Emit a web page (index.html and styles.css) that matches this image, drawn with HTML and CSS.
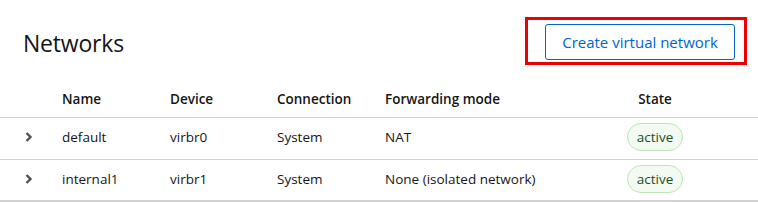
FILE: index.html
```html
<!DOCTYPE html>
<html lang="en">
<head>
<meta charset="utf-8">
<title>Networks</title>
<link rel="stylesheet" href="styles.css">
</head>
<body>
<div class="page">
  <div class="toolbar">
    <h1 class="title">Networks</h1>
    <span class="highlight">
      <button class="btn-secondary" type="button">Create virtual network</button>
    </span>
  </div>
  <div class="table">
    <div class="row head">
      <div class="cell toggle"></div>
      <div class="cell">Name</div>
      <div class="cell">Device</div>
      <div class="cell">Connection</div>
      <div class="cell">Forwarding mode</div>
      <div class="cell center">State</div>
    </div>
    <div class="row body">
      <div class="cell toggle"><svg class="chev" viewBox="0 0 8 12" width="8" height="12"><path d="M1.5 2 L5.5 6 L1.5 10" fill="none" stroke="#4f5255" stroke-width="2.4"/></svg></div>
      <div class="cell">default</div>
      <div class="cell">virbr0</div>
      <div class="cell">System</div>
      <div class="cell">NAT</div>
      <div class="cell center"><span class="label">active</span></div>
    </div>
    <div class="row body last">
      <div class="cell toggle"><svg class="chev" viewBox="0 0 8 12" width="8" height="12"><path d="M1.5 2 L5.5 6 L1.5 10" fill="none" stroke="#4f5255" stroke-width="2.4"/></svg></div>
      <div class="cell">internal1</div>
      <div class="cell">virbr1</div>
      <div class="cell">System</div>
      <div class="cell">None (isolated network)</div>
      <div class="cell center"><span class="label">active</span></div>
    </div>
  </div>
</div>
</body>
</html>
```
FILE: styles.css
```css
* { box-sizing: border-box; }
html, body { margin: 0; padding: 0; background: #fff; }
body {
  font-family: "Open Sans", "Noto Sans", sans-serif;
  color: #151515;
  width: 758px;
  height: 203px;
  overflow: hidden;
}
.toolbar {
  display: flex;
  justify-content: space-between;
  align-items: center;
  padding: 17px 11px 0 23px;
  height: 65px;
}
.title {
  margin: 0;
  font-size: 23px;
  font-weight: 400;
  line-height: 1;
  letter-spacing: -0.2px;
  padding-top: 4px;
}
.highlight {
  display: inline-block;
  border: 3px solid #ee0000;
  padding: 4px 9px 2px 17px;
}
.btn-secondary {
  display: block;
  width: 190px;
  height: 36px;
  background: #fff;
  border: 1px solid #0066cc;
  border-radius: 3px;
  color: #0066cc;
  font-family: inherit;
  font-size: 15px;
  padding: 0;
  cursor: pointer;
}
.table { margin-top: 16px; }
.row {
  display: grid;
  grid-template-columns: 62px 108px 107px 108px 1fr 140px 33px;
  align-items: center;
}
.row.head {
  height: 37px;
  font-weight: 600;
  font-size: 13.5px;
  border-bottom: 1px solid #d2d2d2;
  padding-bottom: 1px;
}
.row.body {
  height: 42px;
  font-size: 13.5px;
  border-bottom: 1px solid #d2d2d2;
  padding-bottom: 3px;
}
.row.body.last { border-bottom: 2px solid #d2d2d2; }
.cell { white-space: nowrap; }
.cell.center { text-align: center; }
.toggle { padding-left: 25px; display: flex; align-items: center; }
.chev { display: block; }
.label {
  display: inline-block;
  background: #f3faf2;
  border: 1px solid #bde5b8;
  color: #1e4f18;
  border-radius: 30px;
  height: 28px;
  line-height: 26px;
  padding: 0 9px;
  font-size: 13.5px;
}
```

+++

> The exercise
For this exercise, gather every line of the data that contains the word "page".

> Result of the exercise
Emit a web page (index.html and styles.css) that matches this image, drawn with HTML and CSS.
<div class="page">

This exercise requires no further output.